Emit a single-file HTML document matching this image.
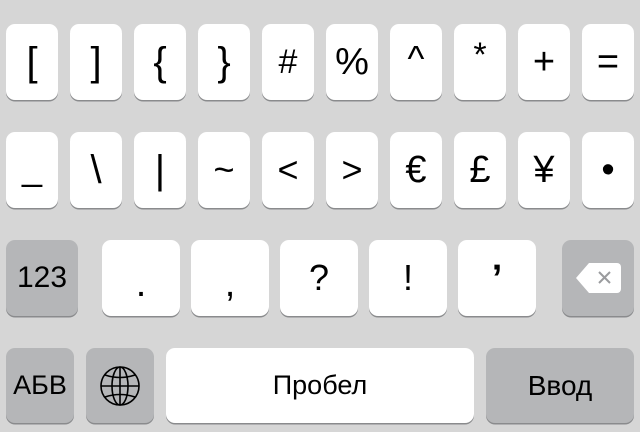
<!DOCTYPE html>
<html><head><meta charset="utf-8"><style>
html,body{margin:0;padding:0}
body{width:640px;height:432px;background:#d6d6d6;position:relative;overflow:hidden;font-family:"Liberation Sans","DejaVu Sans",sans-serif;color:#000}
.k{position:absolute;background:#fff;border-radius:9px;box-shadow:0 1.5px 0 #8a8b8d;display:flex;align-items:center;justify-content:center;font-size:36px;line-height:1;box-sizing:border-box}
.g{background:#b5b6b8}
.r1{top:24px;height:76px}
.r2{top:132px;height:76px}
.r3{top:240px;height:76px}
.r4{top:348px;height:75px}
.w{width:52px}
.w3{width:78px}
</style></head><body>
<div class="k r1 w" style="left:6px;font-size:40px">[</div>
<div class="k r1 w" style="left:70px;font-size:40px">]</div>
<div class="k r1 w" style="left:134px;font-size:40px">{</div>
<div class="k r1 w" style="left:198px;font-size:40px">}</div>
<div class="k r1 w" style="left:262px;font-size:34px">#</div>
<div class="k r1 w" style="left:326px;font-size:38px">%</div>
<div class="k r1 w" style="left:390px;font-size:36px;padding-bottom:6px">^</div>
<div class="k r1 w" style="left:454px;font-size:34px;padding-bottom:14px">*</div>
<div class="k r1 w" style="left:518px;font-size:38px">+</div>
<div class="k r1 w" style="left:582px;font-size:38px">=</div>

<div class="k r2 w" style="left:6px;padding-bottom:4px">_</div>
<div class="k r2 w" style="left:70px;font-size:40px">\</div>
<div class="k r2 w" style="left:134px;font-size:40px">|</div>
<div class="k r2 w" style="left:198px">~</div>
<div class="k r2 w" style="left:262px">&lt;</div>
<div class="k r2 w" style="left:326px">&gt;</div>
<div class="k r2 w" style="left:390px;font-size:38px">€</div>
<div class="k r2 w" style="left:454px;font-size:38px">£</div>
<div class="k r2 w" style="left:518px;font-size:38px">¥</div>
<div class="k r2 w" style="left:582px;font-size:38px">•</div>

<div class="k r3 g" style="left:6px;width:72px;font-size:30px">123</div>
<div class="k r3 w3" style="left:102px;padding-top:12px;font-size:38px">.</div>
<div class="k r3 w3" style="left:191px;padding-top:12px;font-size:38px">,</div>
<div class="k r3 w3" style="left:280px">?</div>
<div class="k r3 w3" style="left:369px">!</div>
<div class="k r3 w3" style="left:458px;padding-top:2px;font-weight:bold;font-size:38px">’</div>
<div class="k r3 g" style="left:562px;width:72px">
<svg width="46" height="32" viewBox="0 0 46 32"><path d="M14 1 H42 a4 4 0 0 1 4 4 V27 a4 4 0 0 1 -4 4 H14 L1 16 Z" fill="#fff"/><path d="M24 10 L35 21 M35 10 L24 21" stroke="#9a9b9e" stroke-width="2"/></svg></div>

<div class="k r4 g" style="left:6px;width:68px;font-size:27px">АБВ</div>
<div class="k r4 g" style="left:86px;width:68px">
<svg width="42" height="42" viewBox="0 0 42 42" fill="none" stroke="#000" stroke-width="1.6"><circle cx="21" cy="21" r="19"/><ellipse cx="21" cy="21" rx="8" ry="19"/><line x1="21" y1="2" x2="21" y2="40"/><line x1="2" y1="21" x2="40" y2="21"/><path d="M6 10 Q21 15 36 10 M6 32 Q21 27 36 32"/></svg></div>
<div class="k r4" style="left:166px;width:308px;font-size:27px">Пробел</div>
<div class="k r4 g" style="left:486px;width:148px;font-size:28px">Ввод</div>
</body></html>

=== Directive ===
Quote the preceding listing precisely and completely, omitting its images.

=== Full output ===
Emit a single-file HTML document matching this image.
<!DOCTYPE html>
<html><head><meta charset="utf-8"><style>
html,body{margin:0;padding:0}
body{width:640px;height:432px;background:#d6d6d6;position:relative;overflow:hidden;font-family:"Liberation Sans","DejaVu Sans",sans-serif;color:#000}
.k{position:absolute;background:#fff;border-radius:9px;box-shadow:0 1.5px 0 #8a8b8d;display:flex;align-items:center;justify-content:center;font-size:36px;line-height:1;box-sizing:border-box}
.g{background:#b5b6b8}
.r1{top:24px;height:76px}
.r2{top:132px;height:76px}
.r3{top:240px;height:76px}
.r4{top:348px;height:75px}
.w{width:52px}
.w3{width:78px}
</style></head><body>
<div class="k r1 w" style="left:6px;font-size:40px">[</div>
<div class="k r1 w" style="left:70px;font-size:40px">]</div>
<div class="k r1 w" style="left:134px;font-size:40px">{</div>
<div class="k r1 w" style="left:198px;font-size:40px">}</div>
<div class="k r1 w" style="left:262px;font-size:34px">#</div>
<div class="k r1 w" style="left:326px;font-size:38px">%</div>
<div class="k r1 w" style="left:390px;font-size:36px;padding-bottom:6px">^</div>
<div class="k r1 w" style="left:454px;font-size:34px;padding-bottom:14px">*</div>
<div class="k r1 w" style="left:518px;font-size:38px">+</div>
<div class="k r1 w" style="left:582px;font-size:38px">=</div>

<div class="k r2 w" style="left:6px;padding-bottom:4px">_</div>
<div class="k r2 w" style="left:70px;font-size:40px">\</div>
<div class="k r2 w" style="left:134px;font-size:40px">|</div>
<div class="k r2 w" style="left:198px">~</div>
<div class="k r2 w" style="left:262px">&lt;</div>
<div class="k r2 w" style="left:326px">&gt;</div>
<div class="k r2 w" style="left:390px;font-size:38px">€</div>
<div class="k r2 w" style="left:454px;font-size:38px">£</div>
<div class="k r2 w" style="left:518px;font-size:38px">¥</div>
<div class="k r2 w" style="left:582px;font-size:38px">•</div>

<div class="k r3 g" style="left:6px;width:72px;font-size:30px">123</div>
<div class="k r3 w3" style="left:102px;padding-top:12px;font-size:38px">.</div>
<div class="k r3 w3" style="left:191px;padding-top:12px;font-size:38px">,</div>
<div class="k r3 w3" style="left:280px">?</div>
<div class="k r3 w3" style="left:369px">!</div>
<div class="k r3 w3" style="left:458px;padding-top:2px;font-weight:bold;font-size:38px">’</div>
<div class="k r3 g" style="left:562px;width:72px">
<svg width="46" height="32" viewBox="0 0 46 32"><path d="M14 1 H42 a4 4 0 0 1 4 4 V27 a4 4 0 0 1 -4 4 H14 L1 16 Z" fill="#fff"/><path d="M24 10 L35 21 M35 10 L24 21" stroke="#9a9b9e" stroke-width="2"/></svg></div>

<div class="k r4 g" style="left:6px;width:68px;font-size:27px">АБВ</div>
<div class="k r4 g" style="left:86px;width:68px">
<svg width="42" height="42" viewBox="0 0 42 42" fill="none" stroke="#000" stroke-width="1.6"><circle cx="21" cy="21" r="19"/><ellipse cx="21" cy="21" rx="8" ry="19"/><line x1="21" y1="2" x2="21" y2="40"/><line x1="2" y1="21" x2="40" y2="21"/><path d="M6 10 Q21 15 36 10 M6 32 Q21 27 36 32"/></svg></div>
<div class="k r4" style="left:166px;width:308px;font-size:27px">Пробел</div>
<div class="k r4 g" style="left:486px;width:148px;font-size:28px">Ввод</div>
</body></html>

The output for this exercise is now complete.